Model estimates for face gender and race predicting hypothesised responses (increased carotenoid colouration = richer) in Study 3.
| Predictor | Odds ratio | SE | 95% CI | Z | p |
|---|---|---|---|---|---|
| Intercept | 28.48 | 7.72 | 16.74–48.44 | 12.36 | <.001 |
| Face gender | 1.10 | 0.13 | 0.88–1.38 | 0.86 | .39 |
| Face race (White vs. Black) | 1.60 | 0.36 | 1.02–2.50 | 2.07 | .039 |
| Face race (Asian vs. Black) | 0.74 | 0.16 | 0.48–1.14 | −1.38 | .17 |
| Face gender × face race (White vs. Black) | 0.65 | 0.14 | 0.43–0.99 | −2.02 | .044 |
| Face gender × face race (Asian vs. Black) | 1.98 | 0.41 | 1.32–2.98 | 3.29 | .001 |
Note. Face gender: men = −0.5, women = 0.5; Face race: Black = −1/3, White or Asian = 2/3 in respective contrasts. Significant p values bolded.
Moderation by participant race
Next, we added participant race (effect coded: Black = −0.5, White = 0.5) as an additional interaction term to the model. This revealed significant interactions between face race and participant race (see Table 5), such that Black participants showed the hypothesised response similarly often for Black (M = .83, SD = .05) and White faces (M = .84, SD = .06), but more for Black faces than Asian faces (M = .74, SD = .07). White participants, in contrast, showed the hypothesised response more for White (M = .88, SD = .05) than Black faces (M = .79, SD = .05), but similarly often for Black and Asian faces (M = .80, SD = .08; see Figure 5 and Supplementary Material Figure S18). Additional exploratory models with participant gender and participant subjective SES as moderators revealed no significant moderation (see OSF for model estimates).
Table 5.
Model estimates for face gender, face race, and participant race predicting hypothesised responses (increased carotenoid colouration = richer) in Study 3.
| Predictor | Odds ratio | SE | 95% CI | Z | p |
|---|---|---|---|---|---|
| Intercept | 28.65 | 7.79 | 16.81–48.83 | 12.33 | <.001 |
| Face gender | 1.11 | 0.13 | 0.88–1.39 | 0.88 | .38 |
| Face race (White vs.

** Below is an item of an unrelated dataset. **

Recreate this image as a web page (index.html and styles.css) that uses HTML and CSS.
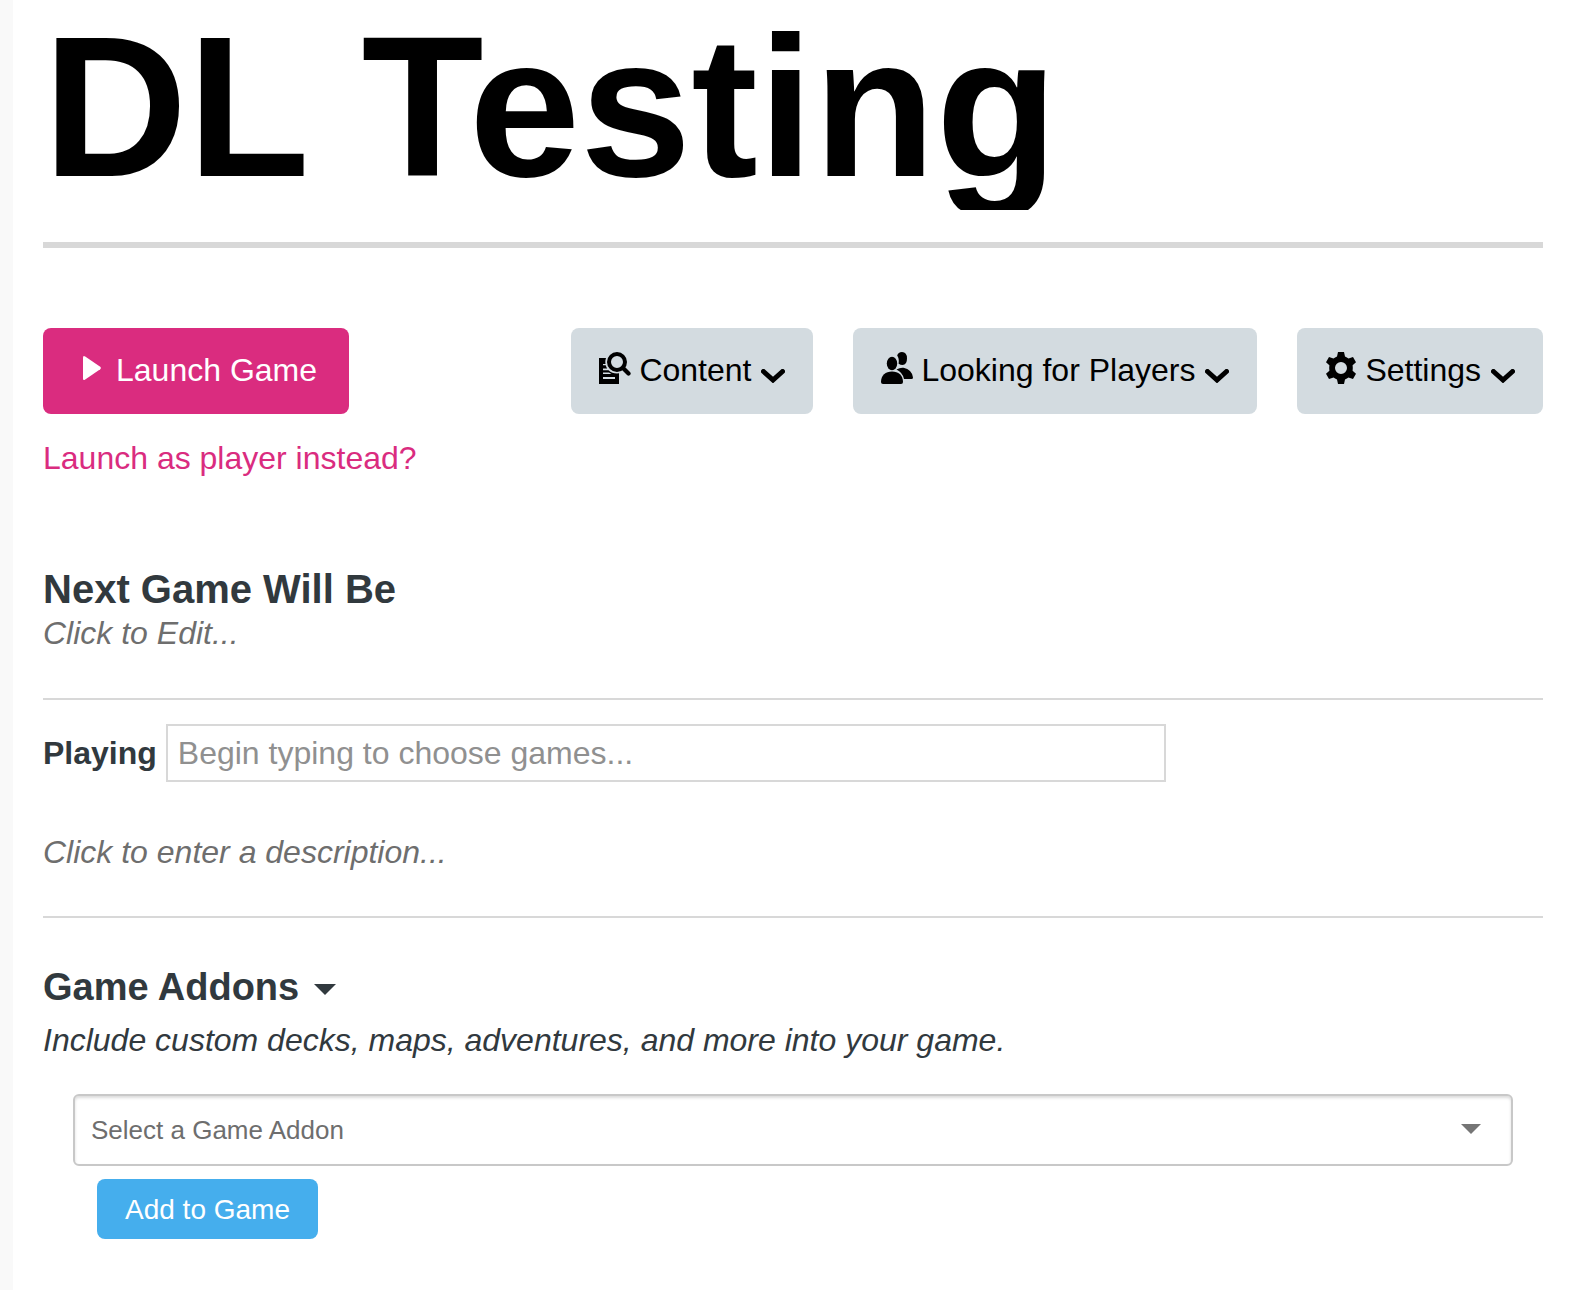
FILE: index.html
```html
<!DOCTYPE html>
<html lang="en">
<head>
  <meta charset="UTF-8">
  <meta name="viewport" content="width=device-width, initial-scale=1">
  <title>DL Testing</title>
  <link rel="stylesheet" href="styles.css">
</head>
<body>
  <main class="page">
    <header class="page-header">
      <h1>DL Testing</h1>
    </header>

    <div class="toolbar">
      <button type="button" class="btn btn-launch">
        <svg class="icon" viewBox="0 0 32 32" aria-hidden="true"><path d="M8 5.500Q8 3 10.200 4.400L25.200 14.800Q26.800 16 25.200 17.200L10.200 27.600Q8 29 8 26.500Z"/></svg>
        Launch Game
      </button>
      <nav class="menus">
        <button type="button" class="btn btn-menu">
          <svg class="icon" viewBox="0 0 32 32" aria-hidden="true">
            <path fill-rule="evenodd" d="M0 6H7Q6.300 8 6.300 10L6.500 12H4V13.200H6.700Q7.200 15 8.200 16.500H4V18.200H9.500Q13 21.500 18 21.500L20 21.300V32H0ZM4 20.500V22H12.500L10 20.500ZM4 25V27H16V25Z"/>
            <circle cx="18" cy="10" r="8" fill="none" stroke="currentColor" stroke-width="4"/>
            <path d="M24 16L29.500 21.500" fill="none" stroke="currentColor" stroke-width="4.200" stroke-linecap="round"/>
          </svg>
          Content
          <svg class="chevron" viewBox="0 0 24 14" aria-hidden="true"><path d="M2.500 2.500L12 11L21.500 2.500"/></svg>
        </button>
        <button type="button" class="btn btn-menu">
          <svg class="icon" viewBox="0 0 32 32" aria-hidden="true">
            <path d="M16.200 3.500Q17.200 0 21 0Q26 0 26 6.500Q26 13 21.500 13Q19.500 13 17.600 11.800Q18.400 6.500 16.200 3.500Z"/>
            <path d="M15.500 17.600Q19 15.300 22.500 15.700Q31 17.500 32 25.500Q32 27 30.500 27H23Q21.500 20.500 15.500 17.600Z"/>
            <ellipse cx="11" cy="11.500" rx="5.200" ry="6.800"/>
            <path d="M0 30C0 23.500 4.500 19.500 11 19.500S22 23.500 22 30Q22 32 20 32H2Q0 32 0 30Z"/>
          </svg>
          Looking for Players
          <svg class="chevron" viewBox="0 0 24 14" aria-hidden="true"><path d="M2.500 2.500L12 11L21.500 2.500"/></svg>
        </button>
        <button type="button" class="btn btn-menu">
          <svg class="icon" viewBox="0 0 32 32" aria-hidden="true">
            <path fill-rule="evenodd" d="M13 0H19L20 4.500Q22 5.300 23.500 6.500L28 5L31 10.200L27.600 13.300Q28 16 27.600 18.700L31 21.800L28 27L23.500 25.500Q22 26.700 20 27.500L19 32H13L12 27.500Q10 26.700 8.500 25.500L4 27L1 21.800L4.400 18.700Q4 16 4.400 13.300L1 10.200L4 5L8.500 6.500Q10 5.300 12 4.500ZM16 10A6 6 0 1 0 16 22A6 6 0 1 0 16 10Z"/>
          </svg>
          Settings
          <svg class="chevron" viewBox="0 0 24 14" aria-hidden="true"><path d="M2.500 2.500L12 11L21.500 2.500"/></svg>
        </button>
      </nav>
    </div>
    <a class="player-link" href="#">Launch as player instead?</a>

    <section class="next-game">
      <h2>Next Game Will Be</h2>
      <button type="button" class="editable">Click to Edit...</button>
    </section>

    <section class="details">
      <div class="playing">
        <label for="games">Playing</label>
        <input type="text" id="games" placeholder="Begin typing to choose games...">
      </div>
      <button type="button" class="editable">Click to enter a description...</button>
    </section>

    <section class="addons">
      <h3>
        <button type="button" class="addons-toggle" aria-expanded="true">Game Addons <span class="caret"></span></button>
      </h3>
      <p>Include custom decks, maps, adventures, and more into your game.</p>
      <div class="addon-form">
        <div class="select-wrap">
          <select aria-label="Game addon">
            <option>Select a Game Addon</option>
          </select>
        </div>
        <button type="button" class="btn-add">Add to Game</button>
      </div>
    </section>
  </main>
</body>
</html>
```

FILE: styles.css
```css
* {
  box-sizing: border-box;
}
body {
  margin: 0;
  padding-left: 13px;
  background: #f9f9f9;
  color: #31393e;
  font-family: "Liberation Sans", Arial, sans-serif;
  font-size: 32px;
  line-height: 40px;
}
button, input, select {
  font: inherit;
  color: inherit;
}
button {
  margin: 0;
  padding: 0;
  border: 0;
  background: none;
  cursor: pointer;
}
h1, h2, h3, p {
  margin: 0;
}
.page {
  min-height: 100vh;
  padding: 4px 35px 40px 30px;
  background: #fff;
}

/* Header */
.page-header {
  padding-bottom: 32px;
  border-bottom: 6px solid #d8d8d8;
}
h1 {
  overflow: hidden;
  color: #000;
  font-size: 200px;
  line-height: 206px;
}

/* Toolbar */
.toolbar {
  display: flex;
  flex-wrap: wrap;
  justify-content: space-between;
  gap: 24px;
  margin-top: 80px;
}
.menus {
  display: flex;
  flex-wrap: wrap;
  gap: 24px 40px;
}
.btn {
  display: flex;
  align-items: center;
  gap: 8px;
  padding: 26px 28px 28px;
  border-radius: 8px;
  line-height: 32px;
  white-space: nowrap;
}
.btn-launch {
  gap: 9px;
  padding-left: 32px;
  padding-right: 32px;
  background: #da2c7f;
  color: #fff;
}
.btn-menu {
  background: #d3dbe0;
  color: #000;
}
.icon {
  width: 32px;
  height: 32px;
  margin-top: -4px;
  fill: currentColor;
}
.chevron {
  width: 24px;
  height: 14px;
  margin: 11px 0 0 2px;
  fill: none;
  stroke: currentColor;
  stroke-width: 5;
  stroke-linecap: round;
}
.player-link {
  display: inline-block;
  margin-top: 24px;
  color: #da2c7f;
  text-decoration: none;
}

/* Next game */
.next-game {
  margin-top: 87px;
  padding-bottom: 45px;
  border-bottom: 2px solid #d8d8d8;
}
h2 {
  font-size: 40px;
  line-height: 48px;
}
.editable {
  display: block;
  color: #6e6e6e;
  font-style: italic;
  cursor: text;
}

/* Playing and description */
.details {
  padding: 24px 0 44px;
  border-bottom: 2px solid #d8d8d8;
}
.playing {
  display: flex;
  align-items: center;
  gap: 9px;
  margin-bottom: 50px;
}
.playing label {
  font-weight: bold;
}
.playing input {
  width: calc(100% * 2 / 3);
  height: 58px;
  padding: 0 10px;
  border: 2px solid #d8d8d8;
  background: #fff;
}
.playing input::placeholder {
  color: #909090;
  opacity: 1;
}

/* Addons */
.addons {
  margin-top: 45px;
}
h3 {
  font-size: 38px;
  line-height: 48px;
}
.addons-toggle {
  display: flex;
  align-items: center;
  gap: 15px;
}
.caret {
  margin-top: 4px;
  border: 11px solid transparent;
  border-top-color: #31393e;
  border-bottom: 0;
}
.addons p {
  margin-top: 9px;
  font-style: italic;
}
.addon-form {
  margin-top: 34px;
  padding: 0 30px;
}
.select-wrap {
  position: relative;
}
.select-wrap::after {
  content: "";
  position: absolute;
  top: 30px;
  right: 32px;
  border: 10px solid transparent;
  border-top-color: #757575;
  border-bottom: 0;
  pointer-events: none;
}
select {
  appearance: none;
  display: block;
  width: 100%;
  height: 72px;
  padding: 0 60px 0 16px;
  border: 2px solid #c8c8c8;
  border-radius: 6px;
  background: #fff;
  box-shadow: inset 0 2px 3px rgba(0, 0, 0, 0.14);
  color: #6e6e6e;
  font-size: 26px;
}
.btn-add {
  margin: 13px 0 0 24px;
  padding: 16px 28px 14px;
  border-radius: 8px;
  background: #45aeed;
  color: #fff;
  font-size: 28px;
  line-height: 30px;
}
```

Black) | 1.59 | 0.36 | 1.02–2.47 | 2.05 | .040 |
| Face race (Asian vs. Black) | 0.73 | 0.16 | 0.48–1.11 | −1.46 | .15 |
| Participant race | 1.00 | 0.53 | 0.35–2.85 | 0.00 | .99 |
| Face gender × face race (White vs. Black) | 0.65 | 0.14 | 0.43–0.99 | −2.01 | .044 |
| Face gender × face race (Asian vs. Black) | 1.99 | 0.42 | 1.32–2.99 | 3.28 | .001 |
| Face gender × participant race | 1.12 | 0.12 | 0.90–1.38 | 1.03 | .30 |
| Face race (White vs. Black) × participant race | 2.22 | 0.74 | 1.16–4.27 | 2.40 | .016 |
| Face race (Asian vs. Black) × participant race | 2.66 | 0.87 | 1.40–5.05 | 2.98 | .003 |
| Face gender × face race (White vs. Black) × participant race | 1.13 | 0.28 | 0.69–1.83 | 0.48 | .63 |
| Face gender × face race (Asian vs. Black) ×participant race | 1.22 | 0.29 | 0.77–1.95 | 0.85 | .39 |
Note. Face gender: men = −0.5, women = 0.5; Face race: Black = −1/3, White or Asian = 2/3 in respective contrasts. Participant race: Black = −0.5, White = 0.5. CI: confidence interval. Significant p values bolded.
Figure 5.

Face race and participant race predicting hypothesised responses (increased carotenoid colouration = richer) in Study 3.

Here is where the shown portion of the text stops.